Federalismo codificato in legge o secessione gridata dalla piazza? Lo stesso federalismo fiscale, spinto con convinzione prima e dopo le elezioni del 2008, è diventata un’opera incompiuta abbandonata persino dai leghisti più convinti, che in alternativa hanno rispolverato il mito della Padania con tanto di Parlamento ad hoc.

Obbedienza al leader carismatico o decisioni prese dalla base? Tradizione e folklore o pragmatico pudore? Compromesso con Roma o chiusura e radicamento sul territorio? Solidarietà cattolica o xenofobia? Amministrazione di un Ministero o governo di una Regione? Ogni qualvolta la Lega è stata chiamata a rispondere a queste domande, le risposte sono sempre state diverse. Lo stesso ruolo di Bossi è di difficile interpretazione: ha dettato la linea o ha fatto da portavoce alla così detta base leghista?

Su una cosa però non ci sono dubbi: dal 2011 i delusi della Lega sono aumentati sempre più. I motivi sono molteplici: l’impopolarità di Berlusconi, l’inadeguatezza al Governo, l’insuccesso delle amministrazioni locali, la perdita della immagine di una Lega dura e pura dopo gli scandali legati ai finanziamenti (da Belsito alla regione Lombardia), le frizioni tra cerchio magico e le altre correnti interne e la conseguente amara ma obbligata destituzione del leader storico, Umberto Bossi.

La nomina a segretario di Roberto Maroni, che è riuscita a ricompattare la maggior parte del partito, è stato il primo passo della complicata rinascita. La decisione di Maroni di candidarsi alla regione Lombardia viene vista come il legittimo ritorno sul territorio. Aggiungendo la Lombardia al Piemonte di Cota e il Veneto di Zaia, la Lega governerebbe le tre regioni più grandi e produttive d’Italia, mettendo in cassaforte il tanto amato Nord.

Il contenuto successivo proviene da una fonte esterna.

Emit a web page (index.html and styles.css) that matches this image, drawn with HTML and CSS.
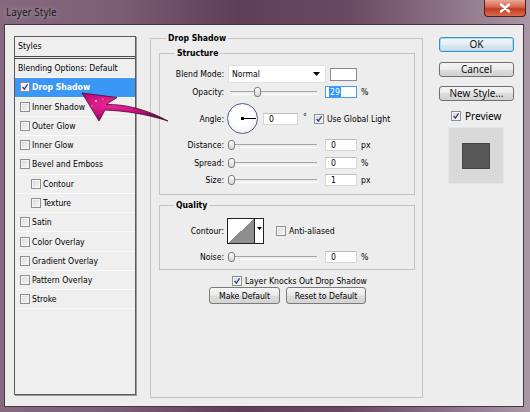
FILE: index.html
```html
<!DOCTYPE html>
<html>
<head>
<meta charset="utf-8">
<link rel="stylesheet" href="styles.css">
</head>
<body>
<div class="titlebar">
  <span class="title">Layer Style</span>
  <div class="close"><svg width="12" height="10" viewBox="0 0 12 10"><path d="M2 1.5 L10 8.5 M10 1.5 L2 8.5" stroke="#fff" stroke-width="2.4" stroke-linecap="round"/></svg></div>
</div>
<div class="client">
  <div class="styles">
    <div class="list-head">Styles</div>
    <div class="row plain">Blending Options: Default</div>
    <div class="row sel"><span class="cb on"><svg viewBox="0 0 10 10"><path d="M2 5 L4.2 7.6 L8.2 1.8" fill="none" stroke="#2a3a8c" stroke-width="1.6"/></svg></span>Drop Shadow</div>
    <div class="row"><span class="cb"></span>Inner Shadow</div>
    <div class="row"><span class="cb"></span>Outer Glow</div>
    <div class="row"><span class="cb"></span>Inner Glow</div>
    <div class="row"><span class="cb"></span>Bevel and Emboss</div>
    <div class="row sub"><span class="cb"></span>Contour</div>
    <div class="row sub"><span class="cb"></span>Texture</div>
    <div class="row"><span class="cb"></span>Satin</div>
    <div class="row"><span class="cb"></span>Color Overlay</div>
    <div class="row"><span class="cb"></span>Gradient Overlay</div>
    <div class="row"><span class="cb"></span>Pattern Overlay</div>
    <div class="row"><span class="cb"></span>Stroke</div>
  </div>

  <fieldset class="outer">
    <legend>Drop Shadow</legend>
    <fieldset class="inner structure">
      <legend>Structure</legend>
      <div class="f r-blend">
        <span class="lbl">Blend Mode:</span>
        <div class="select"><span>Normal</span><svg width="7" height="4" viewBox="0 0 7 4"><path d="M0 0 H7 L3.5 4 Z" fill="#000"/></svg></div>
        <div class="swatch"></div>
      </div>
      <div class="f r-op">
        <span class="lbl">Opacity:</span>
        <div class="slider"><span class="thumb" style="left:26px"></span></div>
        <div class="num focus"><span class="hl">29</span></div>
        <span class="unit">%</span>
      </div>
      <div class="f r-angle">
        <span class="lbl">Angle:</span>
        <div class="dial"><span class="hand"></span><span class="dot"></span></div>
        <div class="num wide">0</div>
        <span class="deg">°</span>
        <span class="cb on gl"><svg viewBox="0 0 10 10"><path d="M2 5 L4.2 7.6 L8.2 1.8" fill="none" stroke="#2a3a8c" stroke-width="1.6"/></svg></span>
        <span class="cbtext">Use Global Light</span>
      </div>
      <div class="f r-dist">
        <span class="lbl">Distance:</span>
        <div class="slider"><span class="thumb" style="left:0px"></span></div>
        <div class="num">0</div>
        <span class="unit">px</span>
      </div>
      <div class="f r-spread">
        <span class="lbl">Spread:</span>
        <div class="slider"><span class="thumb" style="left:0px"></span></div>
        <div class="num">0</div>
        <span class="unit">%</span>
      </div>
      <div class="f r-size">
        <span class="lbl">Size:</span>
        <div class="slider"><span class="thumb" style="left:0px"></span></div>
        <div class="num">1</div>
        <span class="unit">px</span>
      </div>
    </fieldset>
    <fieldset class="inner quality">
      <legend>Quality</legend>
      <div class="f r-contour">
        <span class="lbl">Contour:</span>
        <div class="picker"><div class="curve"></div><div class="drop"><svg width="5" height="3" viewBox="0 0 5 3"><path d="M0 0 H5 L2.5 3 Z" fill="#000"/></svg></div></div>
        <span class="cb aa"></span>
        <span class="cbtext">Anti-aliased</span>
      </div>
      <div class="f r-noise">
        <span class="lbl">Noise:</span>
        <div class="slider"><span class="thumb" style="left:0px"></span></div>
        <div class="num">0</div>
        <span class="unit">%</span>
      </div>
    </fieldset>
    <div class="f knock">
      <span class="cb on"><svg viewBox="0 0 10 10"><path d="M2 5 L4.2 7.6 L8.2 1.8" fill="none" stroke="#2a3a8c" stroke-width="1.6"/></svg></span>
      <span class="cbtext">Layer Knocks Out Drop Shadow</span>
    </div>
    <div class="defaults">
      <div class="pbtn w1">Make Default</div>
      <div class="pbtn w2">Reset to Default</div>
    </div>
  </fieldset>

  <div class="side">
    <div class="btn ok">OK</div>
    <div class="btn b2">Cancel</div>
    <div class="btn b3">New Style...</div>
    <div class="preview-row">
      <span class="cb on"><svg viewBox="0 0 10 10"><path d="M2 5 L4.2 7.6 L8.2 1.8" fill="none" stroke="#2a3a8c" stroke-width="1.6"/></svg></span>
      <span class="ptext">Preview</span>
    </div>
    <div class="preview"><div class="swatch-dark"></div></div>
  </div>
</div>

<svg class="arrow" width="94" height="40" viewBox="78 87 94 40">
  <defs>
    <radialGradient id="mg" cx="0.35" cy="0.4" r="0.7">
      <stop offset="0" stop-color="#f0289a"/>
      <stop offset="0.55" stop-color="#c4107a"/>
      <stop offset="1" stop-color="#6a0a45"/>
    </radialGradient>
  </defs>
  <path d="M82 93 L117 97.5 L106 104.5 C126 104 148 110 168 121 C146 114 126 111 105 110 L99 121 Z" fill="url(#mg)" stroke="#4a0630" stroke-width="0.8" stroke-linejoin="round"/>
  <circle cx="96" cy="101" r="0.9" fill="#ffd0ea"/>
  <circle cx="103" cy="99" r="0.6" fill="#fff"/>
  <circle cx="92" cy="106" r="0.6" fill="#ffd0ea"/>
</svg>
</body>
</html>
```
FILE: styles.css
```css
* { box-sizing: border-box; }
html, body { margin: 0; }
body {
  width: 530px;
  height: 412px;
  overflow: hidden;
  position: relative;
  background: linear-gradient(90deg, #86697f 0%, #7b5d74 22%, #5f3e57 45%, #6a4a62 66%, #8f7589 86%, #a998a6 100%);
  font-family: "DejaVu Sans Condensed", "DejaVu Sans", sans-serif;
  font-size: 8.6px;
  color: #000;
}

.titlebar {
  height: 24px;
  display: flex;
  justify-content: space-between;
  align-items: flex-start;
}
.title {
  font-family: "Noto Sans", sans-serif;
  font-size: 10px;
  line-height: 14px;
  color: #1a1a1a;
  padding: 5px 0 0 6px;
  text-shadow: 0 0 5px rgba(255, 255, 255, 0.5);
}
.close {
  width: 42px;
  height: 17px;
  margin-right: 4px;
  border: 1px solid #4a2222;
  border-top: none;
  border-radius: 0 0 4px 4px;
  background: linear-gradient(#eaa898, #d6654b 45%, #c33a20 55%, #d86c4c);
  display: flex;
  align-items: center;
  justify-content: center;
}

.client {
  margin: 0 6px 0 4px;
  height: 383px;
  border: 1px solid #4a3646;
  background: #ededed;
  display: flex;
  align-items: flex-start;
  padding: 11px 0 0 9px;
}

/* styles list */
.styles {
  flex: none;
  width: 122px;
  height: 359px;
  border: 1px solid #5a5a5a;
  box-shadow: 1px 1px 0 #9a9a9a;
  background: #efefef;
}
.list-head {
  height: 22px;
  padding-left: 3px;
  line-height: 19px;
  border-bottom: 3px double #4a4a4a;
}
.row {
  height: 19.27px;
  border-bottom: 1px solid #fbfbfb;
  display: flex;
  align-items: center;
  gap: 2px;
  padding-left: 5px;
  white-space: nowrap;
}
.row.plain { padding-left: 3px; }
.row.sub { padding-left: 16px; }
.row.sel {
  background: #3b97f5;
  color: #fff;
  font-weight: bold;
}

/* checkbox */
.cb {
  flex: none;
  width: 10px;
  height: 10px;
  border: 1px solid #8e8f8f;
  background: linear-gradient(135deg, #d8d8d8, #f8f8f8);
  box-shadow: inset 0 0 0 1px #f4f4f4;
  display: flex;
}
.cb svg { width: 8px; height: 8px; }
.row.sel .cb { background: #f4f4f4; }

/* fieldsets */
fieldset {
  margin: 0;
  min-width: 0;
  border: 1px solid #c4c4c4;
}
legend {
  font-weight: bold;
  padding: 0 2px;
  line-height: 10px;
}
.outer {
  flex: none;
  margin: -3px 0 0 14px;
  width: 273px;
  height: 365px;
  padding: 0 7px 0 8px;
}
.outer > legend { margin-left: 7px; }
.inner { padding: 7px 0 8px 0; }
.structure { margin-top: 5px; }
.structure > legend { margin-left: 15px; }
.quality { margin-top: 5px; padding: 8px 0 6px 0; }
.quality > legend { margin-left: 14px; }

.f {
  display: flex;
  align-items: center;
  white-space: nowrap;
}
.lbl {
  flex: none;
  width: 64px;
  margin-right: 4px;
  text-align: right;
}
.r-blend { height: 18px; }
.r-op { height: 12px; margin-top: 3px; }
.r-angle { height: 31px; margin-top: 5px; }
.r-dist { height: 12px; margin-top: 5px; }
.r-spread { height: 12px; margin-top: 6px; }
.r-size { height: 12px; margin-top: 5px; }
.r-contour { height: 26px; }
.r-noise { height: 12px; margin-top: 7px; }

.select {
  flex: none;
  width: 98px;
  height: 18px;
  background: #fff;
  border: 1px solid #e2e2e2;
  display: flex;
  align-items: center;
  justify-content: space-between;
  padding: 0 5px 0 3px;
}
.swatch {
  flex: none;
  width: 27px;
  height: 13px;
  margin-left: 4px;
  background: #fff;
  border: 1px solid #8a8a8a;
}

.slider {
  flex: none;
  width: 89px;
  height: 12px;
  position: relative;
}
.slider::before {
  content: "";
  position: absolute;
  left: 2px;
  right: 0;
  top: 5px;
  height: 2px;
  border-top: 1px solid #a4a4a4;
  border-bottom: 1px solid #ffffff;
}
.thumb {
  position: absolute;
  top: 1px;
  width: 7px;
  height: 10px;
  border: 1px solid #7c7c7c;
  border-radius: 3px;
  background: linear-gradient(#ffffff, #d4d4d4);
}

.num {
  flex: none;
  width: 32px;
  height: 12px;
  margin-left: 8px;
  background: #fff;
  border: 1px solid #d6d6d6;
  border-top-color: #bdbdbd;
  padding-left: 5px;
  line-height: 10px;
}
.num.focus {
  border-color: #4d9be8;
  padding-left: 3px;
}
.hl {
  background: #3399ff;
  color: #fff;
  padding: 0 1px;
}
.num.wide { width: 35px; margin-left: 5px; }
.unit { margin-left: 4px; }
.deg { margin-left: 5px; align-self: flex-start; margin-top: 9px; }

.dial {
  flex: none;
  width: 31px;
  height: 31px;
  margin-left: -1px;
  border-radius: 50%;
  border: 1.5px solid #4e5d85;
  background: radial-gradient(circle at 45% 40%, #ffffff 40%, #e6e6ee);
  position: relative;
}
.hand {
  position: absolute;
  left: 14px;
  top: 13.5px;
  width: 14px;
  height: 1px;
  background: #000;
}
.dot {
  position: absolute;
  left: 12.5px;
  top: 12.5px;
  width: 3px;
  height: 3px;
  background: #000;
}
.cb.gl { margin-left: 7px; }
.cbtext { margin-left: 3px; }

.picker {
  flex: none;
  width: 37px;
  height: 26px;
  margin-left: -1px;
  border: 1px solid #222;
  display: flex;
  background: #fff;
}
.curve {
  width: 27px;
  height: 100%;
  background: linear-gradient(to top left, #8e8e8e 50%, #ffffff 50%);
  border-right: 1px solid #222;
}
.drop {
  flex: 1;
  display: flex;
  align-items: flex-start;
  justify-content: center;
  padding-top: 8px;
}
.cb.aa { margin-left: 12px; }

.knock {
  height: 11px;
  margin-top: 5px;
  padding-left: 73px;
}
.defaults {
  margin-top: 1px;
  display: flex;
  justify-content: center;
  gap: 6px;
  padding-left: 1px;
}
.pbtn {
  height: 17px;
  border: 1px solid #7a7a7a;
  border-radius: 3px;
  background: linear-gradient(#f6f6f6, #e8e8e8 50%, #dcdcdc 50%, #d4d4d4);
  display: flex;
  align-items: center;
  justify-content: center;
  white-space: nowrap;
}
.pbtn.w1 { width: 71px; }
.pbtn.w2 { width: 80px; }

/* right side */
.side {
  flex: none;
  width: 75px;
  margin: 1px 0 0 16px;
  display: flex;
  flex-direction: column;
}
.btn {
  height: 15px;
  border: 1px solid #707070;
  border-radius: 3px;
  background: linear-gradient(#f4f4f4, #ebebeb 50%, #dddddd 50%, #d2d2d2);
  font-family: "Noto Sans", sans-serif;
  font-size: 10px;
  line-height: 13px;
  text-align: center;
  color: #111;
}
.btn.ok {
  border-color: #3c8fc8;
  box-shadow: inset 0 0 0 1px #a6dcf6;
  background: linear-gradient(#f2f8fb, #e4eef4 50%, #d6e5ee 50%, #cfe0ea);
}
.btn.b2 { margin-top: 10px; }
.btn.b3 { margin-top: 9px; }
.preview-row {
  margin-top: 10px;
  height: 10px;
  display: flex;
  align-items: center;
  padding-left: 12px;
}
.ptext {
  margin-left: 4px;
  font-family: "Noto Sans", sans-serif;
  font-size: 10px;
}
.preview {
  margin: 6px 0 0 9px;
  width: 56px;
  height: 57px;
  background: #d9d9d9;
  border: 1px solid #e6e6e6;
  display: flex;
  align-items: center;
  justify-content: center;
}
.swatch-dark {
  width: 28px;
  height: 26px;
  background: #575757;
  border: 1px solid #444;
}

.arrow {
  position: absolute;
  left: 78px;
  top: 87px;
  pointer-events: none;
}
```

Il prezzo da pagare è il compromesso con Roma e soprattutto con Berlusconi, che più che mai ha bisogno del Carroccio per questa tornata elettorale. La Lega ha accettato l’offerta ma gli elettori la stanno ancora valutando, tra polemiche e giustificazioni. Il pendolo si fermerà dalla parte del risentimento o dell’opportunità? Il voto darà la risposta.